The team of 2017 Nobel laureate Joachim Frank at Columbia, along with several collaborators, have found a way to extract still image data from cryo-EM images of proteins and combine it with machine learning and molecular dynamics modeling to produce videos of those proteins in motion, such as opening and closing:
https://www.cuimc.columbia.edu/news/new-technique-biologists-capture-molecules-motion
Personally, I don't understand what happens in this movie. Do anybody understand why the extremities move from small distance (blue) to high distance (red)? Distance of what ? (I don't see distance moving, only colour of the distance).
https://youtu.be/H4j2-pgdelQ shows a video.
Comparing it with Fig.6 in the Results section
of https://www.nature.com/articles/s41467-020-18403-x
it looks like the image begins all blue, where blue
parts have moved 0 Angstroms from their starting
positions. The motions are small (up to 10 Angstroms),
so the color-coding helps to see them. As you watch
the video, parts that have moved the most turn red
while parts that have moved very little stay blue.

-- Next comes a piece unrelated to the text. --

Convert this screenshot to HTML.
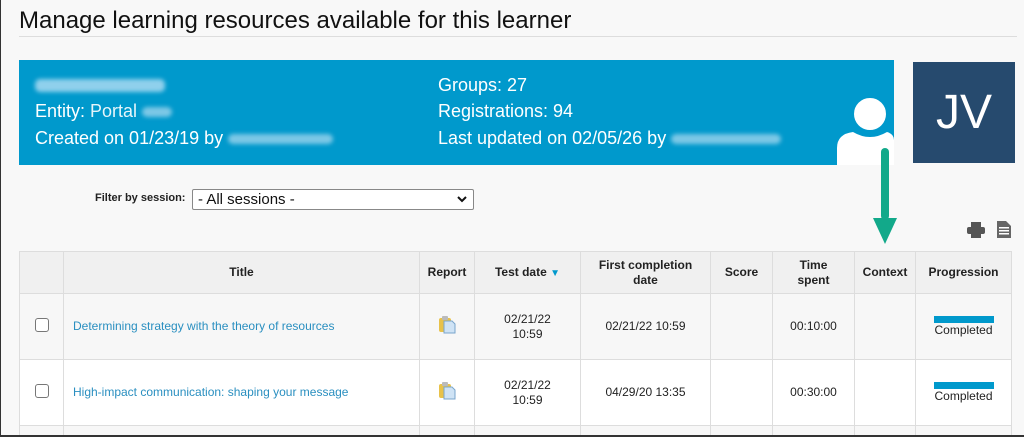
<!DOCTYPE html>
<html><head><style>
*{margin:0;padding:0;box-sizing:border-box}
html,body{width:1024px;height:437px;overflow:hidden}
body{background:#f8f8f8;font-family:"Liberation Sans",sans-serif;position:relative}
.wrap{position:absolute;left:0;top:0;width:1024px;height:437px;overflow:hidden;border-left:1px solid #333;border-bottom:2px solid #333}
.a{position:absolute}
h1{position:absolute;left:18px;top:7px;font-size:24px;font-weight:normal;color:#111;letter-spacing:0px}
.hl{left:18px;top:36px;width:998px;height:1px;background:#ddd}
.ban{left:18px;top:60px;width:875px;height:105px;background:#0099cc;color:#fff;font-size:18px}
.ban div{position:absolute;white-space:nowrap}
.blur{display:inline-block;background:#7cc8e6;height:10px;border-radius:5px;filter:blur(2px);vertical-align:middle}
.av{left:912px;top:62px;width:102px;height:101px;background:#264a6e;color:#fff;font-size:48px;text-align:center;line-height:101px}
table{position:absolute;left:18px;top:251px;border-collapse:collapse;font-size:12px;color:#222}
td,th{border:1px solid #ddd;text-align:center;vertical-align:middle}
th{background:#f0f0f0;height:42px;font-weight:bold;font-size:12px;line-height:15px}
td{height:66px;line-height:15px}
tr.r1 td{background:#f7f7f7}
tr.r2 td{background:#fff}
tr.r3 td{height:9px;background:#f7f7f7;border-bottom:none}
.t{text-align:left;padding-left:9px;color:#2a8fc0}
.cb{display:inline-block;width:14px;height:14px;border:1.5px solid #777;border-radius:3px;background:#fff}
.bar{display:block;margin:0 auto;width:60px;height:7px;background:#0099cc}
</style></head><body><div class="wrap">
<h1>Manage learning resources available for this learner</h1>
<div class="a hl"></div>
<div class="a ban">
<div style="left:16px;top:14px"><span class="blur" style="width:130px;height:13px;background:#8fd0ec"></span></div>
<div style="left:16px;top:41px">Entity: <span style="opacity:.9">Portal</span> <span class="blur" style="width:30px"></span></div>
<div style="left:16px;top:68px">Created on 01/23/19 by <span class="blur" style="width:105px"></span></div>
<div style="left:419px;top:15px">Groups: 27</div>
<div style="left:419px;top:41px">Registrations: 94</div>
<div style="left:419px;top:68px">Last updated on 02/05/26 by <span class="blur" style="width:110px"></span></div>
<svg style="position:absolute;left:814px;top:38px" width="61" height="67"><path d="M4 67 V50 Q4 36 20 34 Q37 44 54 34 Q61 36 61 42 V67Z" fill="#fff"/><circle cx="37" cy="16" r="17" fill="#fff" stroke="#0099cc" stroke-width="2"/></svg>
</div>
<div class="a av">JV</div>
<svg class="a" style="left:870px;top:148px" width="30" height="98"><rect x="10" y="0" width="8" height="72" rx="4" fill="#12a98a"/><path d="M2 70 H26 L14 96Z" fill="#12a98a"/></svg>
<div class="a" style="left:94px;top:192px;font-size:11px;font-weight:bold;color:#222">Filter by session:</div>
<div class="a" style="left:191px;top:189px;width:282px;height:21px;border:1px solid #888;border-radius:2px;background:#fff;font-size:15px;padding:1px 5px;color:#111">- All sessions -<svg style="position:absolute;right:6px;top:6px" width="10" height="7"><path d="M1 1L5 5L9 1" stroke="#111" stroke-width="2" fill="none"/></svg></div>
<svg class="a" style="left:966px;top:222px" width="18" height="16"><rect x="4" y="0" width="10" height="5" fill="#555"/><rect x="0" y="5" width="18" height="7" rx="2" fill="#555"/><rect x="4" y="10" width="10" height="6" fill="#555"/></svg>
<svg class="a" style="left:996px;top:221px" width="14" height="17"><path d="M0 0H9L14 5V17H0Z" fill="#666"/><g fill="#fff"><rect x="2" y="6" width="10" height="1.5"/><rect x="2" y="9" width="10" height="1.5"/><rect x="2" y="12" width="10" height="1.5"/></g></svg>
<table>
<tr><th style="width:44px"></th><th style="width:356px">Title</th><th style="width:55px">Report</th><th style="width:106px">Test date <span style="color:#0099cc;font-size:10px">▼</span></th><th style="width:130px">First completion<br>date</th><th style="width:62px">Score</th><th style="width:82px">Time<br>spent</th><th style="width:61px">Context</th><th style="width:96px">Progression</th></tr>
<tr class="r1"><td><span class="cb"></span></td><td class="t">Determining strategy with the theory of resources</td><td><svg width="18" height="18"><rect x="1" y="2" width="12" height="14" rx="2" fill="#e8c24a"/><rect x="4" y="0" width="6" height="4" rx="1" fill="#bbb"/><path d="M6 5H14L17 8V17H6Z" fill="#cfe3f5" stroke="#7aa6cc"/></svg></td><td>02/21/22<br>10:59</td><td>02/21/22 10:59</td><td></td><td>00:10:00</td><td></td><td><span class="bar"></span>Completed</td></tr>
<tr class="r2"><td><span class="cb"></span></td><td class="t">High-impact communication: shaping your message</td><td><svg width="18" height="18"><rect x="1" y="2" width="12" height="14" rx="2" fill="#e8c24a"/><rect x="4" y="0" width="6" height="4" rx="1" fill="#bbb"/><path d="M6 5H14L17 8V17H6Z" fill="#cfe3f5" stroke="#7aa6cc"/></svg></td><td>02/21/22<br>10:59</td><td>04/29/20 13:35</td><td></td><td>00:30:00</td><td></td><td><span class="bar"></span>Completed</td></tr>
<tr class="r3"><td></td><td></td><td></td><td></td><td></td><td></td><td></td><td></td><td></td></tr>
</table>
</div></body></html>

The paper's Supplementary Information at
https://www.nature.com/articles/s41467-020-18403-x#Sec27
contains 13 Supplementary Movies.The motions in the video above look small compared to
the size of the protein complex shown, but these motions
are up to 10 Angstroms. For comparison, the diameter of
an alpha-helix is about 12 Angstroms according to
https://en.wikipedia.org/wiki/Alpha_helix#Functional_rolesFig.1 at http://book.bionumbers.org/how-big-are-biochemical-nuts-and-bolts/
shows many molecules with sizes up to 10 Angstroms (1 nm). This web page
also says that the naturally occurring amino acids range in length from
4 Angstroms for glycine to 10 Angstroms for tryptophan. It also says that
"In summary, if one has to carry one round number to utilize for thinking
about sizes of small building blocks such as amino acids, nucleotides,
energy carriers etc., 1 nm is an excellent rule of thumb."
The above web page is full of links to BNID like "BNID 106983" below:
https://bionumbers.hms.harvard.edu/bionumber.aspx?&id=106983
The BNID pages in turn link to useful charts. BNID 106983, for example,
links to a chart of lengths and widths for the amino acids.